I went back and checked the articles. One mentions the kid taking the present from the hiding place in Grandma’s house and one mentions unwrapping the present from under the tree. This leaves me a little confused.

Maybe it was not so terrible, I have to believe the one article is wrong though. Why would the cops bother if it was only under the tree.

Jim

You are likely right and the mother had her kid just a little too soon and heck, maybe her mom did, too! But you don’t know that for sure and you shouldn’t leap to conclusions. This happens to me a lot. As my boyfriend would tell you, you are paying for the sins of another with this statement.

I turned 31 last week. I have a 16 year old that will be 17 in April and a 14 year old that will be 15 next week. Their grandmother is 52, their great-grandmother is 72 and their great-great grandmother is 90. I get looks all the time about this and have even had many, many comments made by complete strangers in the store and out in other public venues.

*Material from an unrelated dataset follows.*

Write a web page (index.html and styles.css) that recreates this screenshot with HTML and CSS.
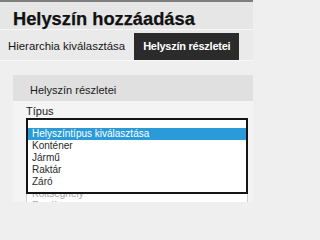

Even people who do know me a little seem taken aback when they start doing the math, until I’m forced to explain to them that my daughters are from my ex-husband’s first marriage and when he and I divorced, I got custody of them. My family and myself have taken care of those girls since they were itty bitty children and I AM their mother. Yet everyone immediately assumes that I was some 14 year old girl flat on her back pregnant.

We don’t know about this part of her situation, and even if she did have the kid at 15, I’m sure she more than realizes by now that she should have gone about things differently. I see why your point is valid in a way, but it’s really not fair to judge someone in a situation that you can only guess the reasons for.

Sorry, I probably went overboard with my argument, but I get tired of people assuming the worst.

You are correct of course, and I am aware there are exceptions. I do think your situation is more likely to be the wonderful exception and not the rule however.

Jim

The church thing sort of made me giggle- it totally reminded me of what my mom would always tell me. She’d say, “Angel, if you ever get arrested for doing something bad, don’t call me. You’re safer in there than with me.”

So what if she made him sit in there for a bit? Jail is punishment, after all. Let him sit there and see what real criminals are like and that maybe, just maybe, there isn’t really a pay out for breaking the rules.